-- begin --
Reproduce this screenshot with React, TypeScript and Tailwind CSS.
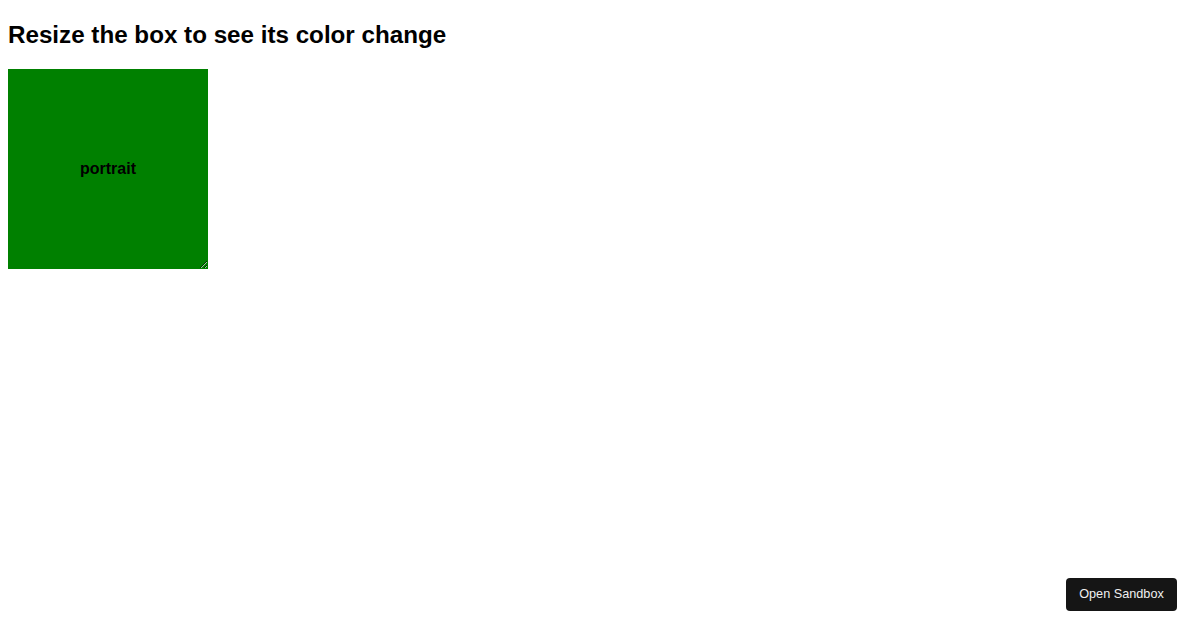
export default function App() {
  return (
    <main className="min-h-[630px] bg-white px-2 pt-[21px] text-black font-['Liberation_Sans',Arial,sans-serif]">
      <h2 className="text-[24.2px] font-bold leading-[28px] mb-[20px]">
        Resize the box to see its color change
      </h2>
      <div className="w-[200px] h-[200px] bg-[#008000] resize overflow-auto flex items-center justify-center">
        <span className="text-[16px] font-bold">portrait</span>
      </div>
      <button className="fixed right-[23px] bottom-[19px] w-[111px] h-[33px] rounded-[4px] bg-[#151515] text-[12.7px] text-[#f0f0f0] font-['Liberation_Sans',Arial,sans-serif]">
        Open Sandbox
      </button>
    </main>
  );
}
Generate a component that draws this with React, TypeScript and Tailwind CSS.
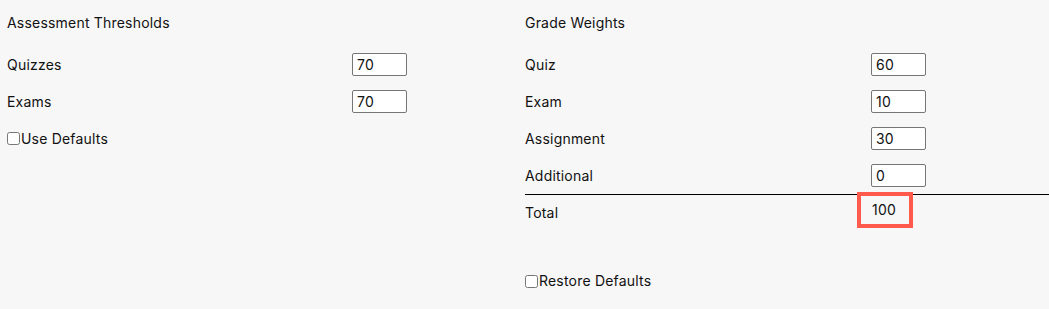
-- end --
_PROBLEM DESCRIPTION_.
From start to finish, output the listing exactly, but omit its pictures.

_RIGHT ANSWER_.
Reproduce this screenshot with React, TypeScript and Tailwind CSS.
export default function App() {
  return (
    <main className="min-h-[630px] bg-white px-2 pt-[21px] text-black font-['Liberation_Sans',Arial,sans-serif]">
      <h2 className="text-[24.2px] font-bold leading-[28px] mb-[20px]">
        Resize the box to see its color change
      </h2>
      <div className="w-[200px] h-[200px] bg-[#008000] resize overflow-auto flex items-center justify-center">
        <span className="text-[16px] font-bold">portrait</span>
      </div>
      <button className="fixed right-[23px] bottom-[19px] w-[111px] h-[33px] rounded-[4px] bg-[#151515] text-[12.7px] text-[#f0f0f0] font-['Liberation_Sans',Arial,sans-serif]">
        Open Sandbox
      </button>
    </main>
  );
}
Generate a component that draws this with React, TypeScript and Tailwind CSS.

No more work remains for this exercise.